Parallèlement, une initiative de programmation conjointe (IPC), « Oceans », vise à mettre en commun des réflexions en termes de stratégie, à identifier des enjeux et à les faire partager par des décideurs au niveau de l'Union européenne. Il s'agit d'une action de lobbying qui vise à redonner à la mer sa juste place de par son rôle dans l'équilibre de nos sociétés, et pas seulement dans l'équilibre économique à court terme.
Des réflexions ont été conduites, avec des publications récentes sur la mise en cohérence des infrastructures. Nous avons aujourd'hui l'opportunité de nous appuyer sur l'article 185 du TFUE, qui permet à cette dernière de cofinancer des programmes proposés et financés par plusieurs États membres.
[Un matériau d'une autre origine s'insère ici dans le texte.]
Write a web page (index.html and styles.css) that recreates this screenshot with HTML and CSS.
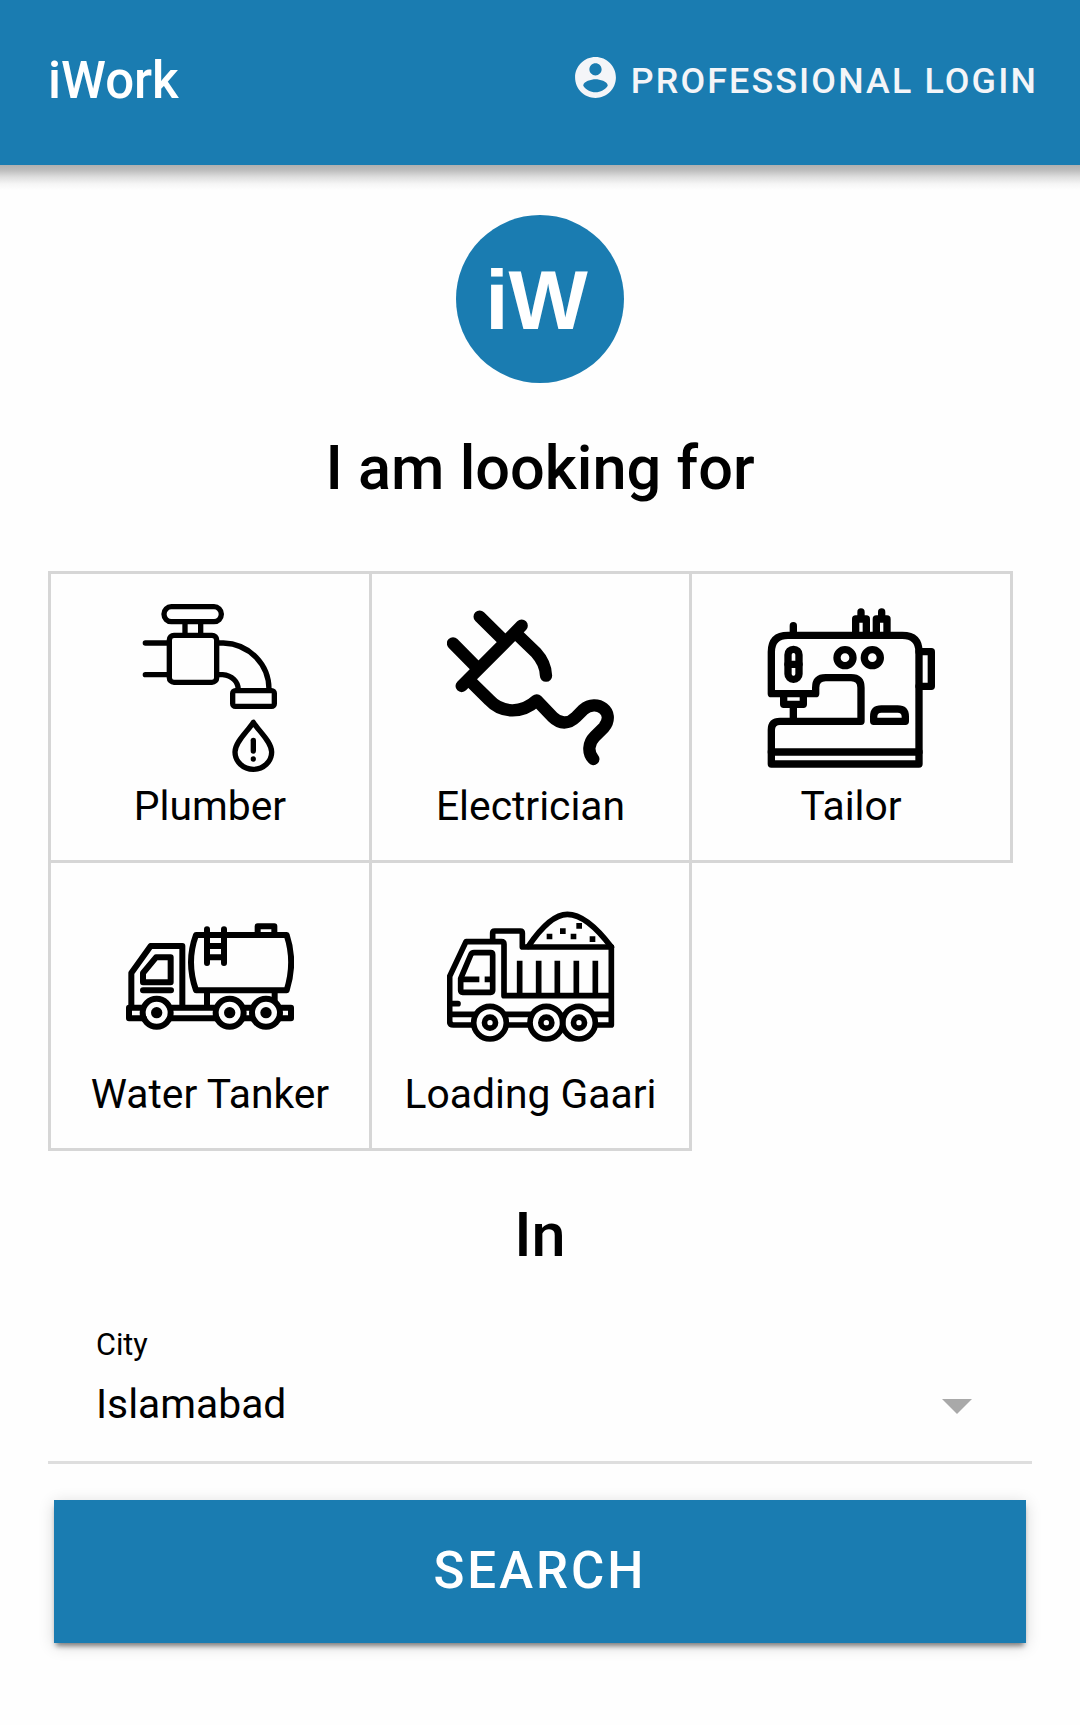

À l'heure actuelle, un ERA-NET ( European Research Area Network - réseau de programmes de recherche nationaux ou régionaux), qui préfigure l'article 185, est en cours de montage. Il devrait regrouper les 15 pays concernés, dont 8 de l'Union européenne. Il est ciblé spécifiquement sur la Méditerranée. L'ANR est le financeur de la France.
Le modèle suivi est celui du PCRD sur la mer Baltique « BONUS », qui regroupe tous les partenaires de la mer Baltique et qui traite des problèmes de santé des écosystèmes et de gouvernance commune nécessaires pour améliorer la qualité de cette mer.
c) Les directives et conventions internationales
Si nous prenons les ordres de la directive-cadre « Stratégie pour le milieu marin », onze descripteurs sont fixés, qui tentent de couvrir tous les domaines pour obtenir une mer propre, saine et productive, afin de viser le bon état écologique. Il s'agit notamment de la conservation de la diversité biologique, la réduction des espèces indigènes, l'obtention de populations exploitables à l'intérieur des indicateurs de sécurité biologique ou la limitation de l'eutrophisation.
Au-delà de la surveillance des valeurs de contaminants dans l'eau instaurée par la directive-cadre sur l'eau, nous devrons bénéficier d'indicateurs qui prendront en compte l'impact de ces contaminants dans la chaîne trophique. Les pays de l'Union européenne devront respecter ces 11 indicateurs pour maintenir le bon état écologique de l'ensemble de leurs mers côtières. Ces indicateurs ont nécessité la mobilisation d'experts des programmes de recherche.
La directive répond donc à des programmes de recherche ayant pointé des difficultés et qui, en retour, posent des questions sur la gouvernance. Ces projets trouvent des financements, au travers notamment des agences de l'eau. Celles-ci se sont déjà engagées dans plusieurs programmes de recherche sur ces questions.